Cyber security experts have urged the US government to reverse restrictions on Anthropic’s most advanced AI models, claiming that they are harming efforts to safeguard the internet from attacks.
Prominent researchers and leaders from Adobe, Nvidia and Zoom were among the signatories of an open letter to US Secretary of Commerce Howard Lutnick and National Cyber Director Sean Cairncross, which argued that the recent ban was “dangerous”.
Anthropic, which makes the popular AI tool Claude, was ordered to suspend all use by foreign nationals of its Fable 5 and Mythos 5 models last week.
The ban forced the US firm to block the models for all customers in order to ensure compliance. It came after members of the Trump administration reportedly received warnings from Amazon researchers that the AI posed a national security risk.
A jailbreak issue that allowed safety restrictions to be bypassed meant that nefarious actors could use Anthropic’s artificial intelligence model to carry out cyber attacks.
But in their open letter, security professionals it could be more damaging to enforce the ban. as it would prevent cyber defenders from having the best tools available to protect from attacks.

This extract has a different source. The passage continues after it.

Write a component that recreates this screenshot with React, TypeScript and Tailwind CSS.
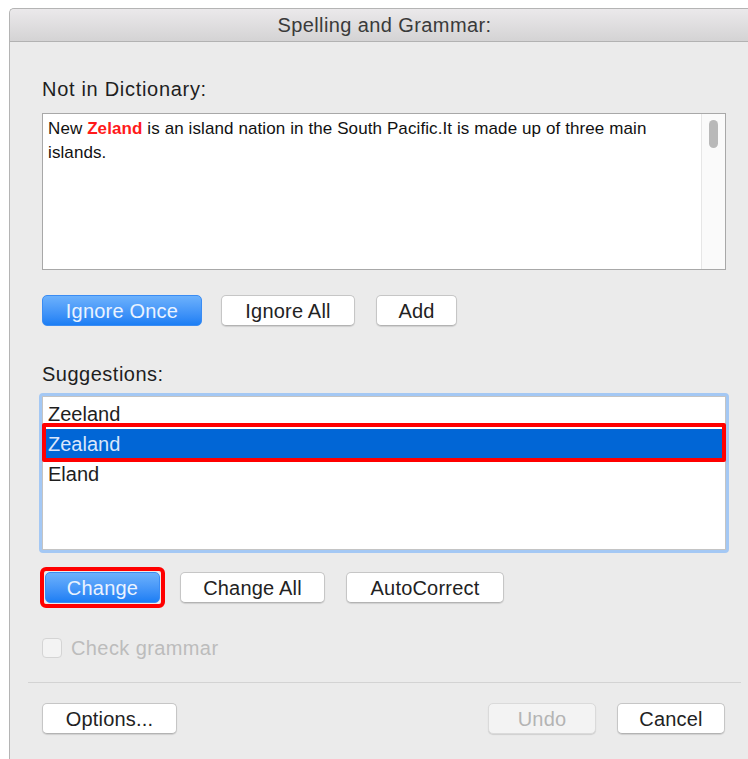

“To pull the best capabilities away from defenders without a good reason when our adversaries are rapidly advancing is dangerous,” the letter stated.

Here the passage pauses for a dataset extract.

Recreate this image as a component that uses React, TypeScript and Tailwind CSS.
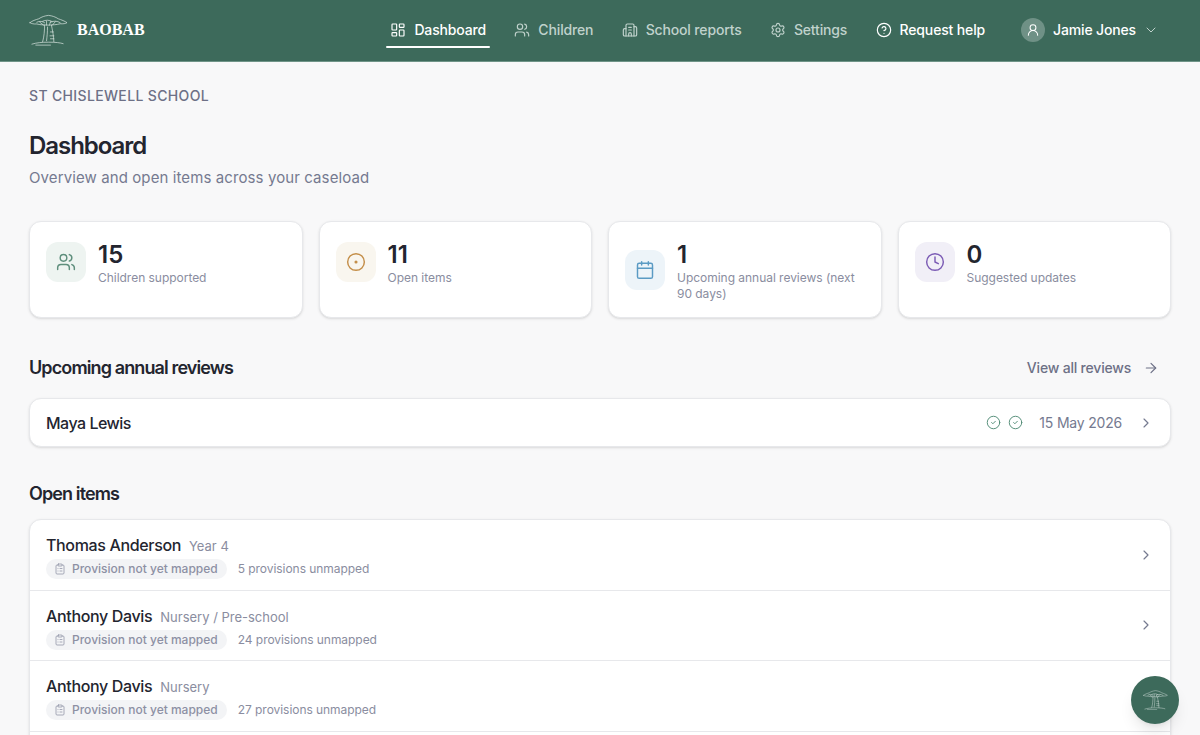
import { ArrowRight, Building2, Calendar, ChevronDown, ChevronRight, CircleCheck, CircleDot, CircleHelp, ClipboardList, Clock, LayoutDashboard, Settings, UserRound, Users } from "lucide-react";

const BaobabLogo = ({ className }: { className: string }) => (
  <svg viewBox="0 0 40 32" fill="none" stroke="currentColor" strokeWidth="0.7" strokeLinecap="round" strokeLinejoin="round" className={className}>
    <path d="M1 8.5C3 6.5 7 5.5 10 4.5C13 2.5 16 1.5 20 1C24 1.5 27 2.5 30 4.5C33 5.5 37 7 39 8.5C37.5 9.5 35 9.8 32 9.6C28 10.8 24 10.6 21 11C17 10.8 12 11 8 9.8C5 10 2.5 9.6 1 8.5Z" />
    <path d="M8 8C11 6.5 14 7 16 8.5M14 7C17 5.5 21 5.5 24 7.5M22 8C25 6.5 29 6.5 32 8.5" />
    <path d="M11 8L15 11M18 7L18 11M22 7.5L21 11M27 7.5L24 11" />
    <path d="M16 11C16 16 15.5 23 14 28M23 11C24 16 25.5 23 25.5 28" />
    <path d="M19 13C19 18 18.5 23 18 27M22 18L25 18M21.5 22L25.5 22M22 25L25.5 25" />
    <path d="M3 30.5C8 29 13 28.5 20 28.5C27 28.5 32 29 35 30M7 31.5H22" />
  </svg>
);

const navItems = [
  { label: "Dashboard", icon: LayoutDashboard, tone: "text-white", active: true },
  { label: "Children", icon: Users, tone: "text-[#c0d2cc]", active: false },
  { label: "School reports", icon: Building2, tone: "text-[#c0d2cc]", active: false },
  { label: "Settings", icon: Settings, tone: "text-[#c0d2cc]", active: false },
  { label: "Request help", icon: CircleHelp, tone: "text-white", active: false },
];

const stats = [
  { value: "15", label: "Children supported", icon: Users, box: "bg-[#eef4f1]", tint: "text-[#5f8f7d]" },
  { value: "11", label: "Open items", icon: CircleDot, box: "bg-[#f9f6ef]", tint: "text-[#c48f4a]" },
  { value: "1", label: "Upcoming annual reviews (next 90 days)", icon: Calendar, box: "bg-[#edf4f9]", tint: "text-[#5b9bc4]" },
  { value: "0", label: "Suggested updates", icon: Clock, box: "bg-[#f1eff7]", tint: "text-[#7c5cb5]" },
];

const openItems = [
  { name: "Thomas Anderson", year: "Year 4", count: "5 provisions unmapped" },
  { name: "Anthony Davis", year: "Nursery / Pre-school", count: "24 provisions unmapped" },
  { name: "Anthony Davis", year: "Nursery", count: "27 provisions unmapped" },
];

export default function App() {
  return (
    <div className="h-screen overflow-hidden bg-[#f8f8f9] font-['Inter',sans-serif] text-[#23252f]">
      <header className="flex h-[62px] items-center justify-between border-b border-[#6f9488] bg-[#3d6a5b] pb-px pl-[29px] pr-[41px]">
        <div className="flex items-center gap-[9px] text-white">
          <BaobabLogo className="h-[32px] w-[39px] text-[#dfe9e5]" />
          <span className="font-['Liberation_Serif',serif] text-[16px] font-bold">BAOBAB</span>
        </div>
        <div className="flex items-center">
          <nav className="flex items-center gap-[20.3px]">
            {navItems.map((item) => (
              <a key={item.label} className={`relative flex h-[36px] items-center gap-2 px-1 text-sm font-medium tracking-[-0.15px] ${item.tone}`}>
                <item.icon size={16} strokeWidth={1.75} />
                {item.label}
                {item.active && <span className="absolute inset-x-0 bottom-0 h-[2px] rounded-full bg-white" />}
              </a>
            ))}
          </nav>
          <div className="ml-8 flex items-center text-sm font-medium tracking-[-0.15px] text-white">
            <span className="flex h-6 w-6 items-center justify-center rounded-full bg-[#6f9186]">
              <UserRound size={14} strokeWidth={1.75} />
            </span>
            <span className="ml-2">Jamie Jones</span>
            <ChevronDown size={16} strokeWidth={1.5} className="ml-[7px] text-[#c0d2cc]" />
          </div>
        </div>
      </header>

      <main className="px-[29px] pt-[24px]">
        <p className="text-sm font-medium leading-[20px] tracking-[0.35px] text-[#6d7086]">ST CHISLEWELL SCHOOL</p>
        <h1 className="mt-[24px] text-2xl font-semibold leading-[32px] tracking-[-1.05px]">Dashboard</h1>
        <p className="mt-[4px] text-[15px] leading-[24px] tracking-[0.1px] text-[#757a90]">Overview and open items across your caseload</p>

        <section className="mt-[31px] grid grid-cols-4 gap-4">
          {stats.map((stat) => (
            <div key={stat.label} className="flex h-[97px] items-start rounded-xl border border-[#e7e8eb] bg-white p-4 shadow-sm">
              <div className="flex items-center gap-3">
                <span className={`flex h-10 w-10 shrink-0 items-center justify-center rounded-xl ${stat.box} ${stat.tint}`}>
                  <stat.icon size={20} strokeWidth={1.75} />
                </span>
                <div>
                  <p className="text-2xl font-semibold leading-[34px]">{stat.value}</p>
                  <p className="-mt-[2px] text-xs leading-[16px] tracking-[-0.03px] text-[#8a8da0]">{stat.label}</p>
                </div>
              </div>
            </div>
          ))}
        </section>

        <section className="mt-[36px]">
          <div className="flex items-center justify-between pr-[12px]">
            <h2 className="text-lg font-semibold leading-[28px] tracking-[-0.88px]">Upcoming annual reviews</h2>
            <a className="flex items-center gap-3 text-sm font-medium tracking-[-0.2px] text-[#6d7086]">
              View all reviews
              <ArrowRight size={16} strokeWidth={1.75} />
            </a>
          </div>
          <div className="mt-[16px] flex h-[49px] items-center justify-between rounded-xl border border-[#e7e8eb] bg-white pl-4 pr-4 shadow-sm">
            <span className="text-base font-medium tracking-[-0.5px]">Maya Lewis</span>
            <div className="flex items-center">
              <CircleCheck size={15} strokeWidth={1.5} className="text-[#4f8a74]" />
              <CircleCheck size={15} strokeWidth={1.5} className="ml-[7px] text-[#4f8a74]" />
              <span className="ml-4 text-sm tracking-[-0.2px] text-[#757a90]">15 May 2026</span>
              <ChevronRight size={16} strokeWidth={1.75} className="ml-4 text-[#757a90]" />
            </div>
          </div>
        </section>

        <section className="mt-[33px]">
          <h2 className="text-lg font-semibold leading-[28px] tracking-[-0.88px]">Open items</h2>
          <div className="mt-[11px] rounded-xl border border-[#e7e8eb] bg-white shadow-sm">
            {openItems.map((item, i) => (
              <div key={i} className="flex h-[70.5px] items-center justify-between border-b border-[#e7e8eb] pl-4 pr-4">
                <div className="pt-[3px]">
                  <div className="flex items-baseline gap-2">
                    <span className="text-base font-medium leading-[24px] tracking-[-0.35px]">{item.name}</span>
                    <span className="text-[13px] text-[#8a8da0]">{item.year}</span>
                  </div>
                  <div className="mt-[2px] flex items-center gap-[11px]">
                    <span className="flex h-[20px] items-center gap-[6px] rounded-full bg-[#f3f4f6] pl-2 pr-[9px] text-xs font-medium text-[#8d90a4]">
                      <ClipboardList size={12} strokeWidth={1.5} />
                      Provision not yet mapped
                    </span>
                    <span className="text-xs tracking-[-0.05px] text-[#8a8da0]">{item.count}</span>
                  </div>
                </div>
                <ChevronRight size={16} strokeWidth={1.75} className="text-[#757a90]" />
              </div>
            ))}
            <div className="h-[70px]" />
          </div>
        </section>
      </main>

      <button className="fixed bottom-[11px] right-[21px] flex h-12 w-12 items-center justify-center rounded-full bg-[#3d6a5b] shadow-lg">
        <BaobabLogo className="h-[20px] w-[25px] text-[#dfe9e5]" />
      </button>
    </div>
  );
}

“It is essential to provide AI to coders and security teams so they can find and fix flaws in their own newly-written as well as decades old legacy code faster than our adversaries.”

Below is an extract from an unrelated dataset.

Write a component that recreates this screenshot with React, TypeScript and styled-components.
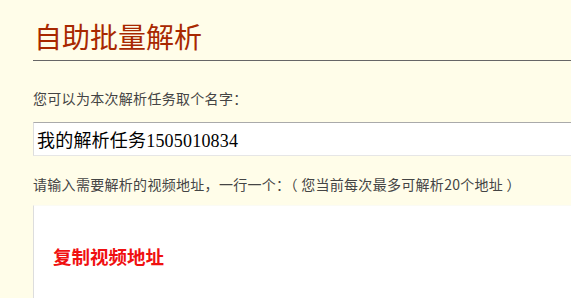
import React from 'react';
import styled, { createGlobalStyle } from 'styled-components';

const GlobalStyle = createGlobalStyle`
  html, body {
    margin: 0;
    padding: 0;
    background-color: #fffde9;
    overflow: hidden;
  }
`;

const Page = styled.div`
  box-sizing: border-box;
  display: flex;
  flex-direction: column;
  height: 298px;
  padding: 18px 0 0 33px;
  font-family: "Noto Sans CJK SC", "Noto Sans", sans-serif;
`;

const Title = styled.h1`
  margin: 0;
  padding: 0 0 6px 1px;
  border-bottom: 1px solid #666;
  color: #a82800;
  font-size: 28px;
  font-weight: normal;
  line-height: 36px;
`;

const Label = styled.p<{ $top: number }>`
  margin: ${(p) => p.$top}px 0 0;
  color: #444;
  font-size: 14px;
  line-height: 20px;
  letter-spacing: 0.3px;
`;

const NameInput = styled.input`
  box-sizing: border-box;
  display: block;
  width: 100%;
  height: 34px;
  margin-top: 14px;
  padding: 0 0 0 3px;
  border: 1px solid #ddd;
  border-right: none;
  border-top-color: #aaa;
  border-bottom-color: #e6e6e6;
  outline: none;
  background: #fff;
  color: #000;
  font-family: "Liberation Serif", "Noto Sans CJK SC", serif;
  font-size: 18px;
  letter-spacing: 0.2px;
`;

const UrlBox = styled.div`
  box-sizing: border-box;
  flex: 1;
  margin-top: 11px;
  padding: 38px 0 0 19px;
  border-left: 1px solid #ddd;
  border-top: 1px solid #fbfbf4;
  background: #fff;
`;

const Hint = styled.span`
  color: #f01010;
  font-family: "Noto Sans CJK SC", sans-serif;
  font-size: 18.5px;
  font-weight: bold;
  line-height: 24px;
`;

export default function App() {
  return (
    <>
      <GlobalStyle />
      <Page>
        <Title>自助批量解析</Title>
        <Label $top={27}>您可以为本次解析任务取个名字：</Label>
        <NameInput defaultValue="我的解析任务1505010834" />
        <Label $top={18}>
          请输入需要解析的视频地址，一行一个：（ 您当前每次最多可解析20个地址 ）
        </Label>
        <UrlBox>
          <Hint>复制视频地址</Hint>
        </UrlBox>
      </Page>
    </>
  );
}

The letter called for greater transparency for AI regulations and restrictions, as well as more cooperation between policy makers and the tech industry.
“This action has taken the best models away from defenders, created market uncertainty, and risked America’s AI leadership without any real risk to justify it,” it stated.
Executives from Anthropic are set to meet White House officials this week in an effort to overturn the ban.
Earlier this year, the AI firm clashed with the government over how its technology was being used in military and surveillance applications.